═══ DATA EXTRACT

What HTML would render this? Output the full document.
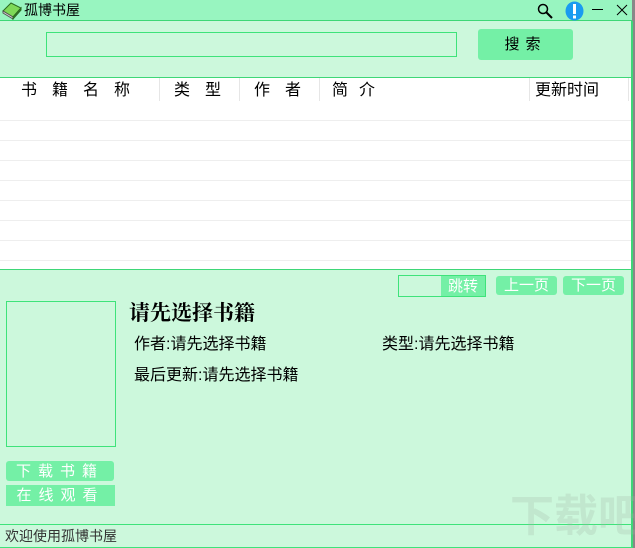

══════
═══ DATA EXTRACT

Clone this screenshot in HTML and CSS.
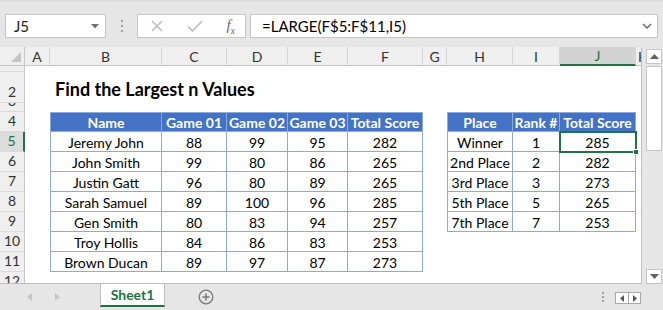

══════
═══ DATA EXTRACT

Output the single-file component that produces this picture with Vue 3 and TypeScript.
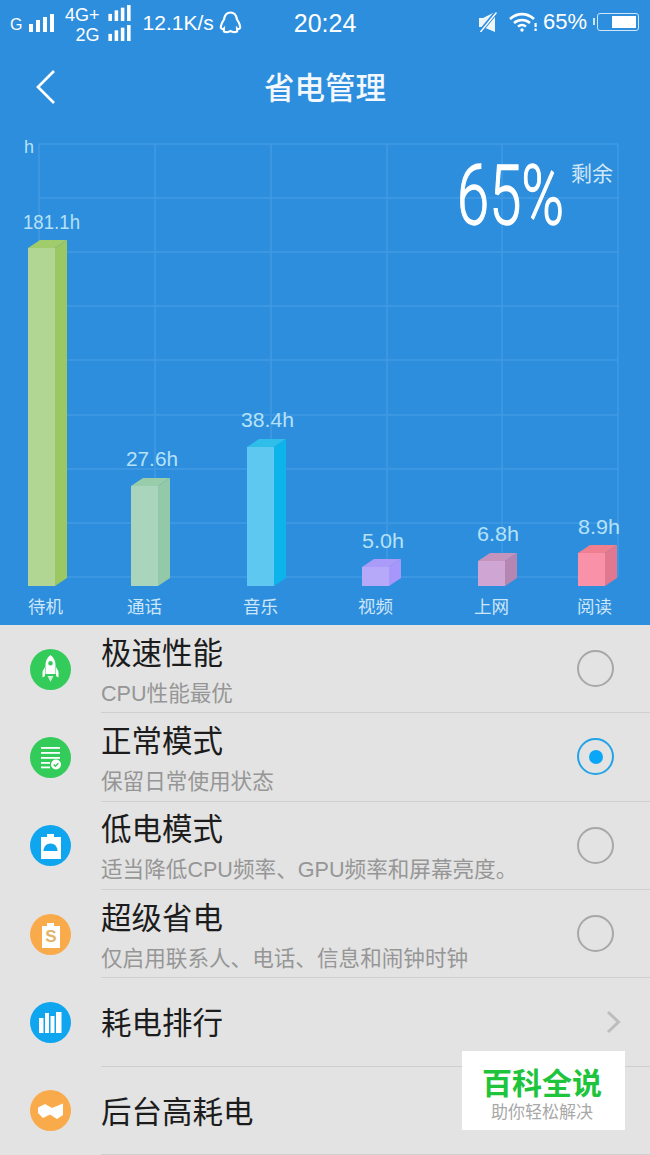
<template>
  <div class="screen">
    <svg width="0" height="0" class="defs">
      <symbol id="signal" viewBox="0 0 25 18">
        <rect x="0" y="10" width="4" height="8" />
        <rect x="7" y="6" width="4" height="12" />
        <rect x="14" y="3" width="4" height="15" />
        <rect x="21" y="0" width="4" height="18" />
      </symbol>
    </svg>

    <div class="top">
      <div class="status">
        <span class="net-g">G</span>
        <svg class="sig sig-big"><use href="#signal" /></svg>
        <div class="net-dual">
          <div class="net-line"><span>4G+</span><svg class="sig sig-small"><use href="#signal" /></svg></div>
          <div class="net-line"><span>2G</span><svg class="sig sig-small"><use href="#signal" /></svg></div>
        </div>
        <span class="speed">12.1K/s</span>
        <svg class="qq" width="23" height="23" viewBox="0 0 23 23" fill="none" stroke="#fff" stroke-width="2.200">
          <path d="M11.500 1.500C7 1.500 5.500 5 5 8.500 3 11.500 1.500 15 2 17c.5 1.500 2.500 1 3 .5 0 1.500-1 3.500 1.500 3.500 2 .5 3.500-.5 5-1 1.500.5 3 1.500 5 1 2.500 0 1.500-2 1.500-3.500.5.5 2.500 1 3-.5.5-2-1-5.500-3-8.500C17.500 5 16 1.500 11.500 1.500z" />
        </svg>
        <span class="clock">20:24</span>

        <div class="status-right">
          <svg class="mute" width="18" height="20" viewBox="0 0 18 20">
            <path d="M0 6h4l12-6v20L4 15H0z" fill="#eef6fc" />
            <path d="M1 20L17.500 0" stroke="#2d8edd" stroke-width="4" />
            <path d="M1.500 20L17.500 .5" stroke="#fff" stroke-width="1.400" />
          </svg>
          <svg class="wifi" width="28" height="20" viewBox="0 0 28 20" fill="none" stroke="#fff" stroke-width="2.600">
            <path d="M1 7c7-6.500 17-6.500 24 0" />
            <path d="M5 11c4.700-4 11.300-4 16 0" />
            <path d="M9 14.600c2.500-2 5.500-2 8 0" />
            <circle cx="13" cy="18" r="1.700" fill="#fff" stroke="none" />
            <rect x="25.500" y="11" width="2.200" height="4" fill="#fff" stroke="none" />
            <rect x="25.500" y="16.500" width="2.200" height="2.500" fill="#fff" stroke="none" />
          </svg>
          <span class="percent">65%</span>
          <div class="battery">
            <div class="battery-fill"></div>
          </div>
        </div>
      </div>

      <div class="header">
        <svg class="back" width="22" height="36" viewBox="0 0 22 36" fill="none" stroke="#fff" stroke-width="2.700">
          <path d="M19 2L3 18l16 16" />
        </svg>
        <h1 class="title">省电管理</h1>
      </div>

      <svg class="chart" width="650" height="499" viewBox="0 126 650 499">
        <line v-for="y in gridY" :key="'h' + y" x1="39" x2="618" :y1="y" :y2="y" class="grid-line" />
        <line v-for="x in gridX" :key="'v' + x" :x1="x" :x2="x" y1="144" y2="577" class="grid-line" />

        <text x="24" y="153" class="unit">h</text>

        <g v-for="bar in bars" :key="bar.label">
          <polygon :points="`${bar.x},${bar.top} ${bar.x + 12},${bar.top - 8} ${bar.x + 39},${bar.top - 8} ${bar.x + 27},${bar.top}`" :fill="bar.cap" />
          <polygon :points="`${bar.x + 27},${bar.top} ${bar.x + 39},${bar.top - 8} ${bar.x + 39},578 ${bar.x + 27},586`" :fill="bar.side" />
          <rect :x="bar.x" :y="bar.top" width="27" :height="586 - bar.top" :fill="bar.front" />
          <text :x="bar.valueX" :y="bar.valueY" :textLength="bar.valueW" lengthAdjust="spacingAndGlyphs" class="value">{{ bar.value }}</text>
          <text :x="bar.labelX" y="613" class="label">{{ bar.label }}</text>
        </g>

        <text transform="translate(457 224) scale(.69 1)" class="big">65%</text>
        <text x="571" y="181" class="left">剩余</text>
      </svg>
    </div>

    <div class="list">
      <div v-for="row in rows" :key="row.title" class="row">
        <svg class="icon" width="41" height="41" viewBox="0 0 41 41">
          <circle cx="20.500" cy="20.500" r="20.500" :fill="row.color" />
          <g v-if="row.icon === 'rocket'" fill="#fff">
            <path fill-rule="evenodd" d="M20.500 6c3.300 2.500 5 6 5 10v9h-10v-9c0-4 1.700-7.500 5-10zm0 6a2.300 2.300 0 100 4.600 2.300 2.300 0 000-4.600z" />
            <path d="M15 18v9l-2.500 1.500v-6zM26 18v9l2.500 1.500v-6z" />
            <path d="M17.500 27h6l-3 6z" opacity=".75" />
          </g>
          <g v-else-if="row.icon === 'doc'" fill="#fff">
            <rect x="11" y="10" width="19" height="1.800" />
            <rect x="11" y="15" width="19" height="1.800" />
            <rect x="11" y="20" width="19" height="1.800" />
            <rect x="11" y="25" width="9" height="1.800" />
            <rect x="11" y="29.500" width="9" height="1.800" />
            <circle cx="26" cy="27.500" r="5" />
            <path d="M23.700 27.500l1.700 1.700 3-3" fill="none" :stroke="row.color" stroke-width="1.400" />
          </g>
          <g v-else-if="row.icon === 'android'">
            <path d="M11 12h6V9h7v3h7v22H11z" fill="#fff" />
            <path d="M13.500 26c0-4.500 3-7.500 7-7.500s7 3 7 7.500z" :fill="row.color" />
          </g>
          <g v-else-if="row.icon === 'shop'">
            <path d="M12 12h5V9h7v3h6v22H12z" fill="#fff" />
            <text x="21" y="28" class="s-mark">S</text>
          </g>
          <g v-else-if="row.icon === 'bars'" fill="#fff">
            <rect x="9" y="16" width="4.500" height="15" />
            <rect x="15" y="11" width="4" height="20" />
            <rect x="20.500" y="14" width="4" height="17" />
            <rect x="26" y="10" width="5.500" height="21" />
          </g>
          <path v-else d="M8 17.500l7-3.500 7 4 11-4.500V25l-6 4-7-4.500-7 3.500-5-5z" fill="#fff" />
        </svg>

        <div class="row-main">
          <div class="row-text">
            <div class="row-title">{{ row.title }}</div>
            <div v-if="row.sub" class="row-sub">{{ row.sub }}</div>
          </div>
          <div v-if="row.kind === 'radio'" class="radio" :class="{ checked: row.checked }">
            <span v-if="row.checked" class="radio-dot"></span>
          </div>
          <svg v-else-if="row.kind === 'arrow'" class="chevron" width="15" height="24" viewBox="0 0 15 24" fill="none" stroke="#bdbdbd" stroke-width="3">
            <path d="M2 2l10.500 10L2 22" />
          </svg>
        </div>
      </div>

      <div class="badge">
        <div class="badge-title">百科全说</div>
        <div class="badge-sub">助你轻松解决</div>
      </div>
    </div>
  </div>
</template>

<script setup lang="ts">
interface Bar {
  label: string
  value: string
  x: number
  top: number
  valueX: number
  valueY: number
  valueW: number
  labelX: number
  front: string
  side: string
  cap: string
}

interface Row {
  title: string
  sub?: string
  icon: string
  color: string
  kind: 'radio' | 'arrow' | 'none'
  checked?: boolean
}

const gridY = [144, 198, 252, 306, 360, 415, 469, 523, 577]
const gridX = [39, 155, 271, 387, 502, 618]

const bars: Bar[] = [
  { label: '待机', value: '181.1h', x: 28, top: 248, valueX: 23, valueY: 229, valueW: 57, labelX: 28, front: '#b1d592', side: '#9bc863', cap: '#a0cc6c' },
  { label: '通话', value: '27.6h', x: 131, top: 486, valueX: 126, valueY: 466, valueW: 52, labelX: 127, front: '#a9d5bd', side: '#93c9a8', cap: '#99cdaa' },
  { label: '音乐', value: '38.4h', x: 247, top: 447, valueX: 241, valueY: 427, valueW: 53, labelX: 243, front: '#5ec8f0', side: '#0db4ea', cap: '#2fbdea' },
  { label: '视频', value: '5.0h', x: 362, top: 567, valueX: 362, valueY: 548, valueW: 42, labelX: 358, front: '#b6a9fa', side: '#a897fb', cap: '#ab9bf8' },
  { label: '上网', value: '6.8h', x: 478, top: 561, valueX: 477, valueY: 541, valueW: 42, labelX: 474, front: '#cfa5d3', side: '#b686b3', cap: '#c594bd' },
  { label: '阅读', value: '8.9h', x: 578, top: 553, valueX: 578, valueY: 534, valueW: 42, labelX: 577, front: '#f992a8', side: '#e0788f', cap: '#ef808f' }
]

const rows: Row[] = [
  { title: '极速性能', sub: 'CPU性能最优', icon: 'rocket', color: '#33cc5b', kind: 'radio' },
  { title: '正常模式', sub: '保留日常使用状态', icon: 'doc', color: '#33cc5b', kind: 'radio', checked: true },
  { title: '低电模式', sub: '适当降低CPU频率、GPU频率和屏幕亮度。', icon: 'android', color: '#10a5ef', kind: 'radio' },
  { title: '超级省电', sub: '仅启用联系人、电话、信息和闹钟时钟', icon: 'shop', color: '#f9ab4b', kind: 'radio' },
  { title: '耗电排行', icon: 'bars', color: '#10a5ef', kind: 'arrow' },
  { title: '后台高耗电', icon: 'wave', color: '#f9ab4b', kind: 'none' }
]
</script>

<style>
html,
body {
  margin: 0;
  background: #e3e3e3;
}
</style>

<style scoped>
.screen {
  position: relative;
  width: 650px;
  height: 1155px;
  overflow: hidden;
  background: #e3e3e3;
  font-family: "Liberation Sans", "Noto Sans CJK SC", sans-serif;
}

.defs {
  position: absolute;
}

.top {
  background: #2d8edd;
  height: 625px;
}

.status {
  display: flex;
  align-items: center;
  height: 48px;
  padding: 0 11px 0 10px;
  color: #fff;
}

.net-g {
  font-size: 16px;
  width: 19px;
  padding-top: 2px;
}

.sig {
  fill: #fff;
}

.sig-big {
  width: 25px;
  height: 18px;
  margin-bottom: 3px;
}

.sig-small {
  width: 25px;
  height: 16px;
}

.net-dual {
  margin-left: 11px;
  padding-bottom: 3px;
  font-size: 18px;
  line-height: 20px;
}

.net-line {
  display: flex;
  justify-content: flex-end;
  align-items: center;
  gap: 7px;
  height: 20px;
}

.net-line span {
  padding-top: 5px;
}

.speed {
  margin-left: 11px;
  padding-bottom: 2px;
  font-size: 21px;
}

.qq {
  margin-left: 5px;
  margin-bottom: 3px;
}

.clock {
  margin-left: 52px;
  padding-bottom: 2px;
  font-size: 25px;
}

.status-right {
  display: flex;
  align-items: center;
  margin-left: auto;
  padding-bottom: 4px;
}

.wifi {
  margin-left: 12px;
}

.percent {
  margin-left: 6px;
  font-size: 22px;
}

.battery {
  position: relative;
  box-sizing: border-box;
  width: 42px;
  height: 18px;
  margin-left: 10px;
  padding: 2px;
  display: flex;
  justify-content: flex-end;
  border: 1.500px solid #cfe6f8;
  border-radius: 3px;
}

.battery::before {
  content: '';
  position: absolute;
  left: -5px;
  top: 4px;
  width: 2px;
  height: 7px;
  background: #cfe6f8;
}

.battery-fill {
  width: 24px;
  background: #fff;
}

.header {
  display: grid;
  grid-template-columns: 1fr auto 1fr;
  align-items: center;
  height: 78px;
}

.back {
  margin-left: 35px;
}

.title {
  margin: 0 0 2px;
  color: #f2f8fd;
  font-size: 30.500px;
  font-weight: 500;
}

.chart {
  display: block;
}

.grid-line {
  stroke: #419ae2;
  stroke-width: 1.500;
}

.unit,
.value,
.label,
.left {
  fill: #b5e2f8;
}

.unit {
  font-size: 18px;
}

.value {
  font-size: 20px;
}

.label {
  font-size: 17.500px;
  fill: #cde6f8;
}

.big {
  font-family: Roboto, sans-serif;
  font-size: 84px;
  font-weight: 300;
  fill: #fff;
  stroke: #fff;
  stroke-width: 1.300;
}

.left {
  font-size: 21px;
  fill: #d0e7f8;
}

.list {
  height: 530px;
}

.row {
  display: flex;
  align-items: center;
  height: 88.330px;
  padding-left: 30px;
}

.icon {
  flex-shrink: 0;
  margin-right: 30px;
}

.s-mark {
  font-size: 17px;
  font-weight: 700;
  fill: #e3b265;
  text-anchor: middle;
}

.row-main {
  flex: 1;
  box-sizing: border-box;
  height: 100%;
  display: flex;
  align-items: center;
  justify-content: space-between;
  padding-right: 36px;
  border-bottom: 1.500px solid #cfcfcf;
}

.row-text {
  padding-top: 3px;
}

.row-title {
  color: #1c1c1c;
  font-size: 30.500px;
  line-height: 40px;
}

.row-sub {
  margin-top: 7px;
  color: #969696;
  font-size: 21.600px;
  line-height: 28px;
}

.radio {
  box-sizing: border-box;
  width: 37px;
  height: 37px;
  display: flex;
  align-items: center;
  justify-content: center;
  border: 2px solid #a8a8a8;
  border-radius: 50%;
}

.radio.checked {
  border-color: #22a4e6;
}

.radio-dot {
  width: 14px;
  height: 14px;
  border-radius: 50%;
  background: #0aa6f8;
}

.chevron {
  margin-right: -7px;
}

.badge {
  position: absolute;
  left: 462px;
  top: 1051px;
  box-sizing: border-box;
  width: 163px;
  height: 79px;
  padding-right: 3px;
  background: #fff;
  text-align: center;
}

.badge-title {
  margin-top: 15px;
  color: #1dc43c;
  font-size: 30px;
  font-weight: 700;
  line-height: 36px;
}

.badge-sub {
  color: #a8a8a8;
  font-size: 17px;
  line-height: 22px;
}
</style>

══════

== REQUEST ==
Pick out the lines that have the word "this". Copy them all.

== TASK SOLUTION ==
What HTML would render this? Output the full document.
Clone this screenshot in HTML and CSS.
Output the single-file component that produces this picture with Vue 3 and TypeScript.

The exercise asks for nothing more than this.